Written instruction: Only the number is wanted: count the lines that contain "React".

::: Task material :::

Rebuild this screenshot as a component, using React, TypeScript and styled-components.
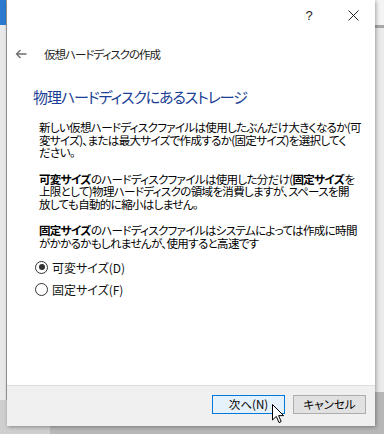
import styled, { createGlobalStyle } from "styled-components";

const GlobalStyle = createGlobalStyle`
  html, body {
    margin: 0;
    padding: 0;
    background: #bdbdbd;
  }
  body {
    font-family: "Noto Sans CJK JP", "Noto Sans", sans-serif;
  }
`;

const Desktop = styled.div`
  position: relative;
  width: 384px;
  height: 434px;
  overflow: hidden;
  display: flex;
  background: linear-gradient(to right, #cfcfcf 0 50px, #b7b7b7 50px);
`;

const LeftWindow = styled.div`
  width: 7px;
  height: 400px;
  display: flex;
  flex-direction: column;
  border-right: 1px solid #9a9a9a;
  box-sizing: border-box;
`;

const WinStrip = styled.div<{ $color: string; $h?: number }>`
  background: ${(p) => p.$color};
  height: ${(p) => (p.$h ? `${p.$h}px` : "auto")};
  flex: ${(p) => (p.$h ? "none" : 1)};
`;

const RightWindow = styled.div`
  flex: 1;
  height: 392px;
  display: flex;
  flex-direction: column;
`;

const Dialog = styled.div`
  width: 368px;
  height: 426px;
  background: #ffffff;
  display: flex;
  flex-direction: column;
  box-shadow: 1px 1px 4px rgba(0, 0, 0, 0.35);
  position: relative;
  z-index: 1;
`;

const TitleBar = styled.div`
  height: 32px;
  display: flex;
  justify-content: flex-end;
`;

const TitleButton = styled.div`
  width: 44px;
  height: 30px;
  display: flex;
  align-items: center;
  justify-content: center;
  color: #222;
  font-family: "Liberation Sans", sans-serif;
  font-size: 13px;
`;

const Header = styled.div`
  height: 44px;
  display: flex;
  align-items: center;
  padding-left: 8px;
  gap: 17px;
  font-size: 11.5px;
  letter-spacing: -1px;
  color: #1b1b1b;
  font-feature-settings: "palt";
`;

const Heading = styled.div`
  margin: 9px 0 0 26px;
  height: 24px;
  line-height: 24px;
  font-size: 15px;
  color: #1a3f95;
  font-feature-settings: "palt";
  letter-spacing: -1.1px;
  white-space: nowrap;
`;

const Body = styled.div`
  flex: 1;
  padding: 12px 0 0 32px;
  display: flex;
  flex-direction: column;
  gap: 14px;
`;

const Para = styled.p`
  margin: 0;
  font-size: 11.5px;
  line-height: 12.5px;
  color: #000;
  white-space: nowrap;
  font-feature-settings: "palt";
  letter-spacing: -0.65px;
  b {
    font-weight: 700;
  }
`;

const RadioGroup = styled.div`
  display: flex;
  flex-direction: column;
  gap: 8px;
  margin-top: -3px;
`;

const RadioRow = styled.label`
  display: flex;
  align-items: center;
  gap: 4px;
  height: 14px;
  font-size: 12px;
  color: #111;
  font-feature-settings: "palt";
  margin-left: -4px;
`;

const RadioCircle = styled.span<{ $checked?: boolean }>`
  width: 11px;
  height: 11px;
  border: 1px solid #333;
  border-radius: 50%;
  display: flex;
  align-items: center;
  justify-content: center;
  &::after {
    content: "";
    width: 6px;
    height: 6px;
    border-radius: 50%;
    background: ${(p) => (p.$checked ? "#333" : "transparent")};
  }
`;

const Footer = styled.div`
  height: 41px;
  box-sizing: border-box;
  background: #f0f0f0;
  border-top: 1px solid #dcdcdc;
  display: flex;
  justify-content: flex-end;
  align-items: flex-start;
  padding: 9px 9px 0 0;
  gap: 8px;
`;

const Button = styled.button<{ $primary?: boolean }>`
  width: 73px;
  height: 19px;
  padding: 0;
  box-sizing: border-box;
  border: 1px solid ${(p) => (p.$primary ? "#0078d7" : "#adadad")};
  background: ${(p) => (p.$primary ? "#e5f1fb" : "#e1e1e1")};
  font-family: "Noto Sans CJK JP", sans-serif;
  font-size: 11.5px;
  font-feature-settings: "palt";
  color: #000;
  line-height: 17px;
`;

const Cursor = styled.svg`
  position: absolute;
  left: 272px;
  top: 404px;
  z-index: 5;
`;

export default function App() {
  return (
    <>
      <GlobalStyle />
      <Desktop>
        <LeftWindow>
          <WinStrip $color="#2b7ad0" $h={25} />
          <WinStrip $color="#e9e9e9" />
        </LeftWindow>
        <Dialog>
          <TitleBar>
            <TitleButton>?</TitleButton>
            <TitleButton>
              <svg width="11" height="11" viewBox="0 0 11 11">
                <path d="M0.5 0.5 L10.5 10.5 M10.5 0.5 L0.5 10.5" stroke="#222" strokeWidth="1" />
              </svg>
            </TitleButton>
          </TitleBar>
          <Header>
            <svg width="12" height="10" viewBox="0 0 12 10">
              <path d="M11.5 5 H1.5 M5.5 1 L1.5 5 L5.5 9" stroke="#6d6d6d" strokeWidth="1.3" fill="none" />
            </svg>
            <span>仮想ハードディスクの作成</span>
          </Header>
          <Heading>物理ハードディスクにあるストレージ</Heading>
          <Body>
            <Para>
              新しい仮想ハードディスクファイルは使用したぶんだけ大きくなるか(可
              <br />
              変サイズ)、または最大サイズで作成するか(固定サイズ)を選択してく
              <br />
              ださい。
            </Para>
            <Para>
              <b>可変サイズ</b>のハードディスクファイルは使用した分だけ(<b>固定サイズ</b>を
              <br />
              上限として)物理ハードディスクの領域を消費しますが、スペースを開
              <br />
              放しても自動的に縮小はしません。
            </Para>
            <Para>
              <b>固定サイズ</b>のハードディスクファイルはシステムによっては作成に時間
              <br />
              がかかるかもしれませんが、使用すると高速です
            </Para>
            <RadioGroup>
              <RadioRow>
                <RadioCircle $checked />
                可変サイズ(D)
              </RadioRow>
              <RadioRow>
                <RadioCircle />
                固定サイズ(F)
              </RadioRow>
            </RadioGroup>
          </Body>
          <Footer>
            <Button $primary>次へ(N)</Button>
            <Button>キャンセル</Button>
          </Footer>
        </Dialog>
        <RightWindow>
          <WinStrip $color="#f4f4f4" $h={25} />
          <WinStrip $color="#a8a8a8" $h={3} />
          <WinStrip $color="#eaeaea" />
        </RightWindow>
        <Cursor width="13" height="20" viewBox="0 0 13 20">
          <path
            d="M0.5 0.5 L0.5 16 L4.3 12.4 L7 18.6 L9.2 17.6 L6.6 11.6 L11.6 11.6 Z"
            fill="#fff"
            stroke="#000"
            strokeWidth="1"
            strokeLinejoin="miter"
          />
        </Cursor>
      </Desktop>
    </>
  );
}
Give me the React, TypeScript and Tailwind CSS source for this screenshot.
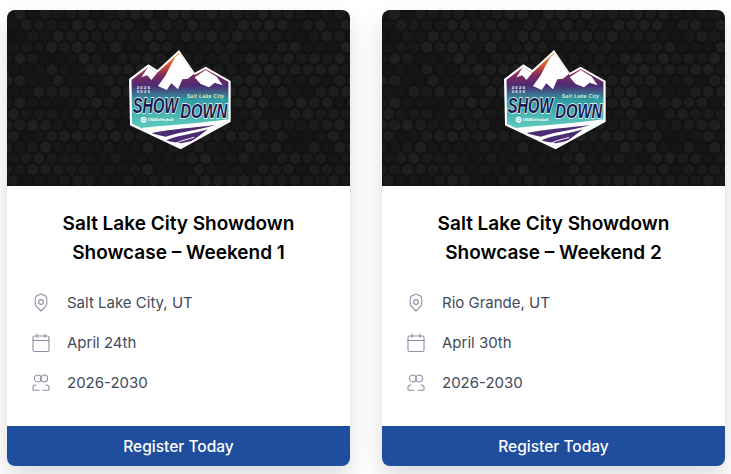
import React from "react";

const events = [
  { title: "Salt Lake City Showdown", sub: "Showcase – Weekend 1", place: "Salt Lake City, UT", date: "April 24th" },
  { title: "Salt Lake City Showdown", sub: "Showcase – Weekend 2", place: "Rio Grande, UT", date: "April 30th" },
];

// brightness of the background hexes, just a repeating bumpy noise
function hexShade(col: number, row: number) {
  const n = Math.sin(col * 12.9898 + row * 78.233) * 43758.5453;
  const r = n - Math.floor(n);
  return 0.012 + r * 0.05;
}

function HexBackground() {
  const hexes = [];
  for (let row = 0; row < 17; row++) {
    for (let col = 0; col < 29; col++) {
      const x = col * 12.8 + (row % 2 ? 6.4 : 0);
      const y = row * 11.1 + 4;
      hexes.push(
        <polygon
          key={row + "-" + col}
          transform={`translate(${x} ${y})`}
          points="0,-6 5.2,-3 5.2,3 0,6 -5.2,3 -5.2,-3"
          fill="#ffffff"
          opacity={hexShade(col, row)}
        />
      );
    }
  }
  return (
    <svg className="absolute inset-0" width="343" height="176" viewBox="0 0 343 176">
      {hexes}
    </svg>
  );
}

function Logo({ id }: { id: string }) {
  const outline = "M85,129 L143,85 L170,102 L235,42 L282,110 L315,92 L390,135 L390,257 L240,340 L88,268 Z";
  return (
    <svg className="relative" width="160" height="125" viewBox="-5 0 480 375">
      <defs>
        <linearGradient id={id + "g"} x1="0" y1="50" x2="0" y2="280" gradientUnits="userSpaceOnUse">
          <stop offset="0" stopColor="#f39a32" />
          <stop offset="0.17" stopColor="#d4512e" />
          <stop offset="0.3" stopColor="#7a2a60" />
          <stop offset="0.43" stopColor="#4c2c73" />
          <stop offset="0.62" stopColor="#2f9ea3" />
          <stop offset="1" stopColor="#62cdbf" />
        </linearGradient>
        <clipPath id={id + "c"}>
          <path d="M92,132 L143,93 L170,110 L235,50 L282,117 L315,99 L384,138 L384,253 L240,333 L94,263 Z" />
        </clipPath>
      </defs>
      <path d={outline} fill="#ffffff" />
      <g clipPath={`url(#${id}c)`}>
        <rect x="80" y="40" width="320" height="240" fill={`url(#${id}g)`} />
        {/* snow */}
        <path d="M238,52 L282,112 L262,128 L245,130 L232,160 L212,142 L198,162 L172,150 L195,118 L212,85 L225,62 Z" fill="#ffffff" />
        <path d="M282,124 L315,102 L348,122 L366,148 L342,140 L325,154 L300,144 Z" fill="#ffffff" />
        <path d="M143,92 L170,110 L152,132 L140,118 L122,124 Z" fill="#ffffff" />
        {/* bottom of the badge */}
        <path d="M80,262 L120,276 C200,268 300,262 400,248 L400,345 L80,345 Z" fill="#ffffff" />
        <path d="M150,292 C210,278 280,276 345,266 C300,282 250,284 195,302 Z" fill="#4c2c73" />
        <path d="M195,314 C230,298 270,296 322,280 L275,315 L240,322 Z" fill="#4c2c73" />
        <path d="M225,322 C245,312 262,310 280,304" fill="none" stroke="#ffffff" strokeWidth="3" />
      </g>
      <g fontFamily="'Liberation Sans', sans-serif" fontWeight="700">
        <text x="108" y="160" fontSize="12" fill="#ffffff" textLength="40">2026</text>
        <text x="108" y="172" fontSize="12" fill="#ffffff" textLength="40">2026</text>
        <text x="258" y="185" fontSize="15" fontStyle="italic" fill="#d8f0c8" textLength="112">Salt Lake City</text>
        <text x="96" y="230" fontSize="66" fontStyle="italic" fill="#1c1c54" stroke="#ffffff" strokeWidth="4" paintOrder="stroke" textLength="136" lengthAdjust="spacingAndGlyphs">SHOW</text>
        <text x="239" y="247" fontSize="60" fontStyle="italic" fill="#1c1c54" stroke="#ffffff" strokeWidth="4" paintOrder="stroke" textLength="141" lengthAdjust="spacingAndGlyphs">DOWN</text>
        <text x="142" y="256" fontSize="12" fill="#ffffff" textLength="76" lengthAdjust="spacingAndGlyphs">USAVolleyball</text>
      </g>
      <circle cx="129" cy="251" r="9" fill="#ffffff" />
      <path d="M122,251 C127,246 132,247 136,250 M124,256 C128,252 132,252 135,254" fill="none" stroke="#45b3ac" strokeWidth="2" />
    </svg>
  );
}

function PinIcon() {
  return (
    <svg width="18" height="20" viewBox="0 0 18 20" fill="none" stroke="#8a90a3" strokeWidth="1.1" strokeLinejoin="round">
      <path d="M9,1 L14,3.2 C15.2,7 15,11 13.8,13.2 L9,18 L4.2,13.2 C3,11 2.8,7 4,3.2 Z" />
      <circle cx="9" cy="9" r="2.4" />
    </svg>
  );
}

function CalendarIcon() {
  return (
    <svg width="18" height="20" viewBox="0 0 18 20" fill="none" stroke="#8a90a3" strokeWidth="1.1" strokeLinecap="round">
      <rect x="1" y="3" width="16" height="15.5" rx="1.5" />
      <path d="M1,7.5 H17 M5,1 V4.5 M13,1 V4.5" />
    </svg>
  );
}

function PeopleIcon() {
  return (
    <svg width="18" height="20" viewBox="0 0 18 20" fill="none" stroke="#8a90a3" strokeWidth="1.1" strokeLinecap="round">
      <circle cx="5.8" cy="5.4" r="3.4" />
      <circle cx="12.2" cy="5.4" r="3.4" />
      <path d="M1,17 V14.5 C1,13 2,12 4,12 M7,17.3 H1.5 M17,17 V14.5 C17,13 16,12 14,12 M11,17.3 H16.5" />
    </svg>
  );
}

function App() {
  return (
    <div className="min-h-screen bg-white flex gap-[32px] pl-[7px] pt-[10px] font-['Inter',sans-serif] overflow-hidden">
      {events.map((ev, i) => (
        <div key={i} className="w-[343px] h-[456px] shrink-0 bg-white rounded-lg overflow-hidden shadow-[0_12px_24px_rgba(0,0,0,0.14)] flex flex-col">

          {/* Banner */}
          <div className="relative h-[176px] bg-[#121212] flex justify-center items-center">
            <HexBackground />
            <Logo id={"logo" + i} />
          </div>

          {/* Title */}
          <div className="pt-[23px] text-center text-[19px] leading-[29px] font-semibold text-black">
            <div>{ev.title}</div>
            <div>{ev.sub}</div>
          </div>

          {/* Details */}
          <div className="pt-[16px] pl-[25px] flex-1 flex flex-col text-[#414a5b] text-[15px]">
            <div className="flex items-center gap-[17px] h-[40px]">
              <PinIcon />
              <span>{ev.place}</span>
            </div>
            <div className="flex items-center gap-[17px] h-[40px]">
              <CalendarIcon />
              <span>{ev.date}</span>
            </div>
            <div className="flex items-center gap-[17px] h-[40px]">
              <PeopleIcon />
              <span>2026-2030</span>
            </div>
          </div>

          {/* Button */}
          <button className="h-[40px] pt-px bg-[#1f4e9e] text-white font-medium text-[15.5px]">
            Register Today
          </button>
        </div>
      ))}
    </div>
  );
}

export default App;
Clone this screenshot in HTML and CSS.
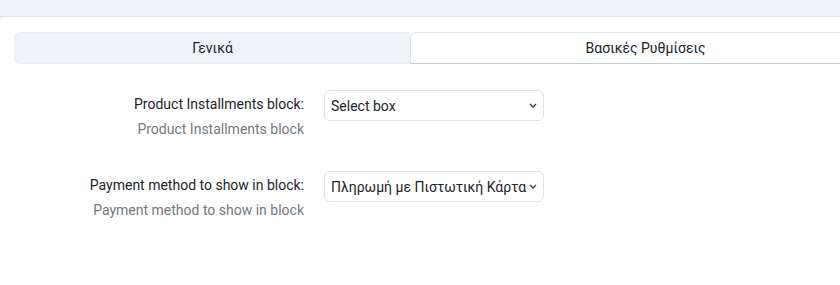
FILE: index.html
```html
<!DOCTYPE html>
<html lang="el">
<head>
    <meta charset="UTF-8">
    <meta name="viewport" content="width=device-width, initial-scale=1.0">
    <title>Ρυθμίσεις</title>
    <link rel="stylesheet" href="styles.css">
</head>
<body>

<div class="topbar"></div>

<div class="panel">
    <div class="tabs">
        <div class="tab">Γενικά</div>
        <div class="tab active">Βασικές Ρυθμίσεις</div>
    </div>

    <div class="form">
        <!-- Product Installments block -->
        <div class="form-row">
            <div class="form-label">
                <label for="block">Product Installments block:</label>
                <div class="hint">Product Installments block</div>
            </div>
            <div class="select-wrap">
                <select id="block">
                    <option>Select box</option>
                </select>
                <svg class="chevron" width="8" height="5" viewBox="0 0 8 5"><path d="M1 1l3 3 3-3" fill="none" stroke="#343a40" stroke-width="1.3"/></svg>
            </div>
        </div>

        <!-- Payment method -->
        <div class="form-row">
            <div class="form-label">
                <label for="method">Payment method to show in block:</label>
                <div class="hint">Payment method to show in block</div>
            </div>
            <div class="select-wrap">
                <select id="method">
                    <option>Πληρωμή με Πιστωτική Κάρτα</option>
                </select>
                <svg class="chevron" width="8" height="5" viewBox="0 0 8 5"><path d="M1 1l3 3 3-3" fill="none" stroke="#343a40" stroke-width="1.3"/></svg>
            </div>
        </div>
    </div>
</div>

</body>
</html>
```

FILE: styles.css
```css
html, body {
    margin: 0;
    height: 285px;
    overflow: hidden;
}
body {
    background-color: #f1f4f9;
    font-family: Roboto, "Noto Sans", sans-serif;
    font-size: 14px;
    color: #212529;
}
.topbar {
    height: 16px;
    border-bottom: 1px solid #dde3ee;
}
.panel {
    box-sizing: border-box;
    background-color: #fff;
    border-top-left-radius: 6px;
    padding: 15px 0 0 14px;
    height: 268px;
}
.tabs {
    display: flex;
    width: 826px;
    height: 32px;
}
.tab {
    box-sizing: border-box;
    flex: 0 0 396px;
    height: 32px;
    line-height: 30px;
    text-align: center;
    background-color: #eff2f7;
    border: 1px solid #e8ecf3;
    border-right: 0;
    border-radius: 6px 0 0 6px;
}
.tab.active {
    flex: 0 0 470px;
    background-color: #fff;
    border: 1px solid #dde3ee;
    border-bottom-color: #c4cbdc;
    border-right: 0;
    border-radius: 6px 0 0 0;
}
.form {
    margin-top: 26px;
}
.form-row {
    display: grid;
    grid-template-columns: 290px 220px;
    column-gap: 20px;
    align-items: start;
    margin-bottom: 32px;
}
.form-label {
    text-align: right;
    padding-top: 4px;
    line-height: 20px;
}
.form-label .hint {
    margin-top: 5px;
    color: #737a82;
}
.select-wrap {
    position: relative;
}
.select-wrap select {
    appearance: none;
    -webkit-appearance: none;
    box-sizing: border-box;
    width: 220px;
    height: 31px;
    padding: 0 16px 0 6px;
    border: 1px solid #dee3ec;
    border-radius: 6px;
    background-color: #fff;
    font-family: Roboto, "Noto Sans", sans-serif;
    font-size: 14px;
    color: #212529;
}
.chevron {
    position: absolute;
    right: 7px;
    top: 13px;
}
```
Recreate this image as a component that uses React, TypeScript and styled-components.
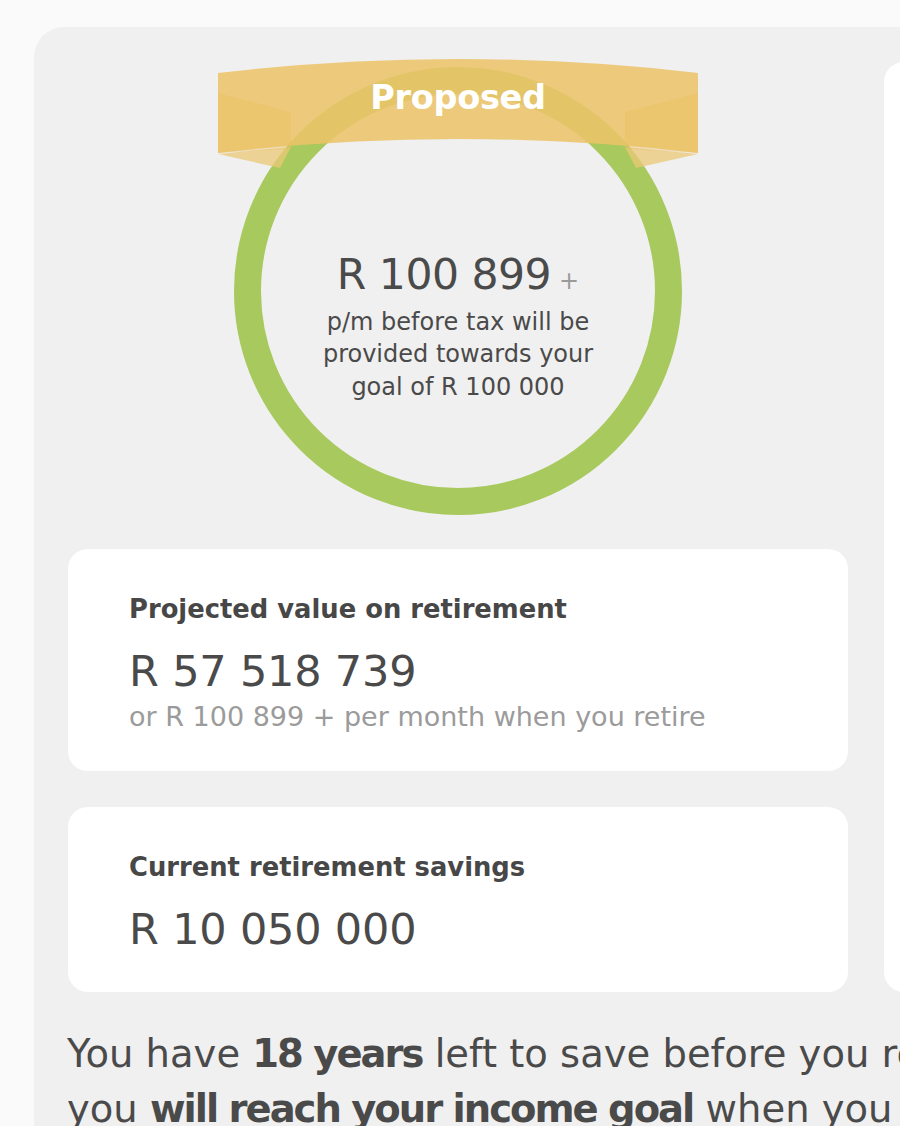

:::

Result: 4